Published in Zzap #85

G-Loc - Loss Of Conciousness through G-Farce, sorry, Force! Is US Gold's conversion of the Sega coin-op a real high-flyer, or will it make you lapse into unconciousness? Chocks away, Ian Osborne...

G-Loc

He flies through the air with the greatest of ease, that daring young man in his... top secret experimental jet fighter? Strewth, Biggles was never like this! Looking at the game, it's just as well...

The boffins down at War-U-Like have invented a new toy: a high-powered supa-dupa combat aircraft that can outfly and outblast anything in the air, and make a bigger noise doing it. But no-one's yet sure how it will handle.
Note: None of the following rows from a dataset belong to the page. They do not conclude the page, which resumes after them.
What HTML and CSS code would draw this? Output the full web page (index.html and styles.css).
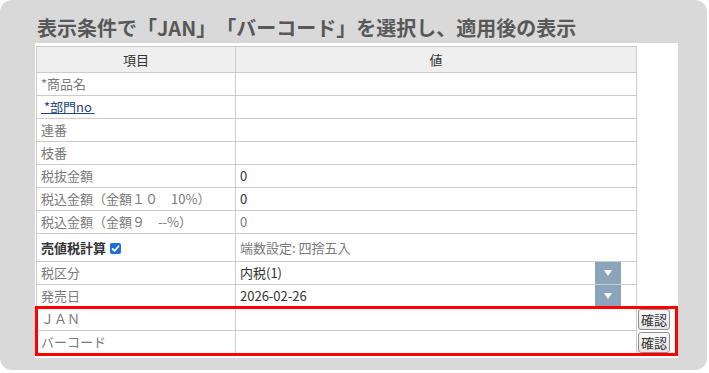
FILE: index.html
```html
<!DOCTYPE html>
<html lang="ja">
<head>
<meta charset="utf-8">
<title>表示条件</title>
<link rel="stylesheet" href="styles.css">
</head>
<body>
<div class="panel">
  <h1 class="title">表示条件で「JAN」「バーコード」を選択し、適用後の表示</h1>
  <div class="sheet">
    <div class="grid">
      <div class="c1 head">項目</div><div class="c2 head">値</div><div class="c3 c3head"></div>

      <div class="c1">*商品名</div><div class="c2"></div><div class="c3"></div>
      <div class="c1"><a class="link">&nbsp;*部門no&nbsp;</a></div><div class="c2"></div><div class="c3"></div>
      <div class="c1">連番</div><div class="c2"></div><div class="c3"></div>
      <div class="c1">枝番</div><div class="c2"></div><div class="c3"></div>
      <div class="c1">税抜金額</div><div class="c2 dark">0</div><div class="c3"></div>
      <div class="c1">税込金額（金額１０　10%）</div><div class="c2 dark">0</div><div class="c3"></div>
      <div class="c1">税込金額（金額９　--%）</div><div class="c2">0</div><div class="c3"></div>

      <div class="c1 tall strong">売値税計算<svg class="check" width="11" height="11" viewBox="0 0 11 11"><rect width="11" height="11" rx="2" fill="#1b6fd6"/><path d="M2.5 5.8 L4.6 7.9 L8.6 3.2" fill="none" stroke="#fff" stroke-width="1.7" stroke-linecap="round" stroke-linejoin="round"/></svg></div><div class="c2 tall">端数設定: 四捨五入</div><div class="c3 tall"></div>

      <div class="c1">税区分</div><div class="c2 dark sel"><span class="selval">内税(1)</span><span class="arrow"><svg width="8" height="6" viewBox="0 0 8 6"><path d="M0 0 H8 L4 6 Z" fill="#fff"/></svg></span></div><div class="c3"></div>
      <div class="c1">発売日</div><div class="c2 dark sel"><span class="selval">2026-02-26</span><span class="arrow"><svg width="8" height="6" viewBox="0 0 8 6"><path d="M0 0 H8 L4 6 Z" fill="#fff"/></svg></span></div><div class="c3"></div>

      <div class="c1">ＪＡＮ</div><div class="c2"></div><div class="c3"><button class="btn">確認</button></div>
      <div class="c1">バーコード</div><div class="c2"></div><div class="c3"><button class="btn">確認</button></div>
    </div>
    <div class="hl"></div>
  </div>
</div>
</body>
</html>
```

FILE: styles.css
```css
html, body {
  margin: 0;
  padding: 0;
  background: #ffffff;
}

.panel {
  width: 707px;
  height: 370px;
  background: #d9d9d9;
  border-radius: 12px;
  padding: 16px 0 0 35px;
  box-sizing: border-box;
  font-family: "Noto Sans CJK JP", "Noto Sans", sans-serif;
  text-spacing-trim: space-all;
}

.title {
  margin: 0 0 3px 2px;
  font-size: 20px;
  line-height: 24px;
  font-weight: bold;
  color: #585858;
  white-space: nowrap;
  text-spacing-trim: space-all;
}

.sheet {
  position: relative;
  width: 643px;
  background: #ffffff;
  padding: 3px 0 4px 1px;
  box-sizing: border-box;
}

.grid {
  display: grid;
  grid-template-columns: 200px 401px 36px;
  font-size: 13px;
  line-height: 22px;
  color: #7a7a7a;
}

.c1, .c2 {
  height: 23px;
  box-sizing: border-box;
  border-bottom: 1px solid #cccccc;
  border-right: 1px solid #cccccc;
  padding-left: 4px;
  white-space: nowrap;
}

.c1 {
  border-left: 1px solid #cccccc;
}

.c3 {
  height: 23px;
  box-sizing: border-box;
  padding-left: 1px;
}

.head {
  height: 27px;
  border-top: 1px solid #cccccc;
  background: #efefef;
  color: #333333;
  text-align: center;
  padding-left: 0;
  line-height: 25px;
}

.c3head {
  height: 27px;
}

.tall {
  height: 28px;
  line-height: 27px;
}

.strong {
  font-weight: bold;
  color: #333333;
  display: flex;
  align-items: center;
}

.check {
  margin-left: 4px;
  margin-top: 1px;
}

.dark {
  color: #333333;
}

.link {
  color: #22467c;
  text-decoration: underline;
}

.sel {
  display: flex;
  align-items: stretch;
}

.selval {
  flex: 1;
}

.arrow {
  width: 26px;
  margin-right: 15px;
  background: #8aa4bb;
  display: flex;
  align-items: center;
  justify-content: center;
}

.btn {
  display: block;
  margin-top: 1px;
  height: 21px;
  padding: 0 2px;
  font-family: "Noto Sans CJK JP", sans-serif;
  font-size: 13px;
  line-height: 19px;
  color: #333333;
  border: 1px solid #8f8f8f;
  border-radius: 3px;
  background: linear-gradient(#fafafa, #e4e4e4);
}

.hl {
  position: absolute;
  left: 0;
  top: 263px;
  width: 643px;
  height: 50px;
  border: 3px solid #ff0000;
  box-sizing: border-box;
  pointer-events: none;
}
```
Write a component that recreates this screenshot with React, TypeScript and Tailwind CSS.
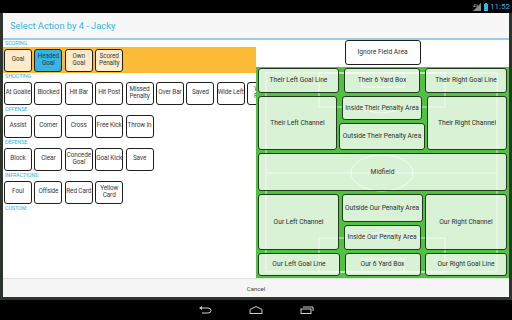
import React from "react";

const sections: { title: string; items: string[]; orange?: boolean }[] = [
  { title: "SCORING", items: ["Goal", "Headed\nGoal", "Own\nGoal", "Scored\nPenalty"], orange: true },
  {
    title: "SHOOTING",
    items: ["At Goalie", "Blocked", "Hit Bar", "Hit Post", "Missed\nPenalty", "Over Bar", "Saved", "Wide Left", "Wide\nRight"],
  },
  { title: "OFFENSE", items: ["Assist", "Corner", "Cross", "Free Kick", "Throw In"] },
  { title: "DEFENSE", items: ["Block", "Clear", "Concede\nGoal", "Goal Kick", "Save"] },
  { title: "INFRACTIONS", items: ["Foul", "Offside", "Red Card", "Yellow\nCard"] },
];

const ActionButton = ({ text, orange }: { text: string; orange?: boolean }) => {
  let bg = "bg-white";
  if (orange) bg = text === "Headed\nGoal" ? "bg-[#33b5e5]" : "bg-[#fdebc9]";
  return (
    <div
      className={`${bg} w-[28px] h-[23px] shrink-0 rounded-[3px] border border-[#1e1e1e] flex items-center justify-center text-center text-[6.4px] leading-[7.5px] text-[#3a3a3a] whitespace-pre overflow-hidden tracking-[-0.1px]`}
    >
      {text}
    </div>
  );
};

const Cell = ({ text, className }: { text: string; className: string }) => (
  <div
    className={`${className} relative rounded-[3px] border border-[#1f3a1c] bg-white/[0.78] flex items-center justify-center text-center text-[6.7px] text-[#2f2f2f] whitespace-nowrap`}
  >
    {text}
  </div>
);

const Pitch = () => (
  <svg className="absolute inset-0" width="253" height="211" viewBox="0 0 253 211">
    <g fill="none" stroke="#ffffff" strokeWidth="0.8" opacity="0.9">
      <rect x="10" y="6" width="231" height="199" />
      <line x1="10" y1="106" x2="241" y2="106" />
      <ellipse cx="126" cy="106" rx="31" ry="18" />
      <rect x="63" y="6" width="126" height="34" />
      <rect x="106" y="6" width="42" height="14" />
      <path d="M104 40 Q126 52 148 40" />
      <rect x="63" y="171" width="126" height="34" />
      <rect x="106" y="192" width="42" height="13" />
      <path d="M104 171 Q126 159 148 171" />
    </g>
  </svg>
);

const App: React.FC = () => {
  return (
    <div className="w-[512px] h-[320px] bg-black flex flex-col font-['Roboto','Liberation_Sans',sans-serif] overflow-hidden">
      {/* status bar */}
      <div className="h-[13px] flex items-center justify-end pr-[2px] gap-[2px]">
        <svg width="9" height="8" viewBox="0 0 9 8">
          <path d="M8 0 L8 8 L0 8 Z" fill="#8a8a8a" />
          <text x="0" y="4" fontSize="4" fill="#bbb">4G</text>
        </svg>
        <svg width="4" height="8" viewBox="0 0 4 8">
          <rect x="1" y="0" width="2" height="1" fill="#33b5e5" />
          <rect x="0" y="1" width="4" height="7" fill="#33b5e5" />
        </svg>
        <span className="text-[8px] text-[#33b5e5] leading-none">11:52</span>
      </div>

      {/* dialog area */}
      <div className="flex-1 bg-[#2d332d] px-[3px] pb-[3px]">
        <div className="h-full bg-white flex flex-col">
          <div className="h-[25px] bg-[#f7f7f7] flex items-center px-[7px] text-[9.3px] text-[#33b5e5]">
            Select Action by 4 - Jacky
          </div>
          <div className="h-[2px] bg-[#92d3ec]" />
          <div className="flex-1 flex">
            {/* left panel */}
            <div className="w-[253px] flex flex-col overflow-hidden">
              {sections.map((s) => (
                <div key={s.title} className="flex flex-col">
                  <div className="h-[7px] pl-[2px] text-[5.5px] leading-[7px] text-[#33b5e5] tracking-tight">{s.title}</div>
                  <div className={`h-[26px] flex items-center gap-[2.4px] pl-[1px] ${s.orange ? "bg-[#fcbb36]" : ""}`}>
                    {s.items.map((it) => (
                      <ActionButton key={it} text={it} orange={s.orange} />
                    ))}
                  </div>
                </div>
              ))}
              <div className="h-[7px] pl-[2px] text-[5.5px] leading-[7px] text-[#33b5e5] tracking-tight">CUSTOM</div>
            </div>

            {/* right panel */}
            <div className="w-[253px] flex flex-col">
              <div className="h-[27px] flex justify-center items-start">
                <div className="w-[76px] h-[25px] rounded-[3px] border border-[#1e1e1e] flex items-center justify-center text-[6.7px] text-[#333]">
                  Ignore Field Area
                </div>
              </div>
              <div className="relative h-[211px] bg-[#52c142] pt-[1px] px-[2px] flex flex-col gap-[3px]">
                <Pitch />
                <div className="h-[25px] flex justify-between">
                  <Cell text="Their Left Goal Line" className="w-[81px]" />
                  <Cell text="Their 6 Yard Box" className="w-[76px]" />
                  <Cell text="Their Right Goal Line" className="w-[82px]" />
                </div>
                <div className="h-[54px] flex justify-between">
                  <Cell text="Their Left Channel" className="w-[79px]" />
                  <div className="w-[86px] flex flex-col items-center gap-[3px]">
                    <Cell text="Inside Their Penalty Area" className="w-[80px] h-[24px]" />
                    <Cell text="Outside Their Penalty Area" className="w-[86px] h-[27px]" />
                  </div>
                  <Cell text="Their Right Channel" className="w-[80px]" />
                </div>
                <div className="h-[38px] flex">
                  <Cell text="Midfield" className="flex-1" />
                </div>
                <div className="h-[56px] flex justify-between">
                  <Cell text="Our Left Channel" className="w-[81px]" />
                  <div className="w-[81px] flex flex-col items-center gap-[3px]">
                    <Cell text="Outside Our Penalty Area" className="w-[81px] h-[28px]" />
                    <Cell text="Inside Our Penalty Area" className="w-[77px] h-[25px]" />
                  </div>
                  <Cell text="Our Right Channel" className="w-[82px]" />
                </div>
                <div className="h-[23px] flex justify-between">
                  <Cell text="Our Left Goal Line" className="w-[82px]" />
                  <Cell text="Our 6 Yard Box" className="w-[76px]" />
                  <Cell text="Our Right Goal Line" className="w-[82px]" />
                </div>
              </div>
            </div>
          </div>
          <div className="h-[19px] bg-[#f5f5f5] border-t border-[#e2e2e2] flex items-center justify-center text-[6px] text-[#444]">
            Cancel
          </div>
        </div>
      </div>

      {/* nav bar */}
      <div className="h-[20px] flex items-center justify-center gap-[37px]">
        <svg width="14" height="8" viewBox="0 0 14 8">
          <path d="M3 2 H10 Q13 2 13 4.5 Q13 7 10 7 H4" fill="none" stroke="#cfcfcf" strokeWidth="1" />
          <path d="M1 2 L4 0 L4 4 Z" fill="#cfcfcf" />
        </svg>
        <svg width="14" height="8" viewBox="0 0 14 8">
          <path d="M1 7.5 V3.5 L7 0.5 L13 3.5 V7.5 Z" fill="none" stroke="#cfcfcf" strokeWidth="1" />
        </svg>
        <svg width="14" height="8" viewBox="0 0 14 8">
          <rect x="1" y="3" width="10" height="4.5" fill="none" stroke="#cfcfcf" strokeWidth="1" />
          <path d="M3 1 H13 V5" fill="none" stroke="#cfcfcf" strokeWidth="1" />
        </svg>
      </div>
    </div>
  );
};

export default App;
What's needed is a sucker - sorry, brave volunteer - to test it out.

The powers-that-be decide to send you on a suicide mission - nice peeps, aren't they? Your task is to blast your way through 36 missions, creaming a set number of enemy FX85s to advance to the next level.

G-LOC R360

Armed with a limited amount of fire-and-forget homing missiles and a machine gun that's about as much use as Robert Maxwell's swimming instructor, you need to blast away for all you're worth to beat the ridiculously short time limit.

Ham Rolls

The trouble with G-Loc is the software was originally designed around its arcade hardware. Looping the loop and executing mid-flight victory rolls might be sensational on the coin-op, but without that gyroscopic cabinet thingy the effects are nowhere near as impressive, and the thinness of the gameplay stands out like a Spectrum owner as a computer fair. You can't turn the plane to any degree, you can't chase an enemy After Burner-style, and there aren't even token attempts at flight simulation - you can't even crash the damned thing, however hard you try). All that remains is a painfully sparse blaster involving very little skill.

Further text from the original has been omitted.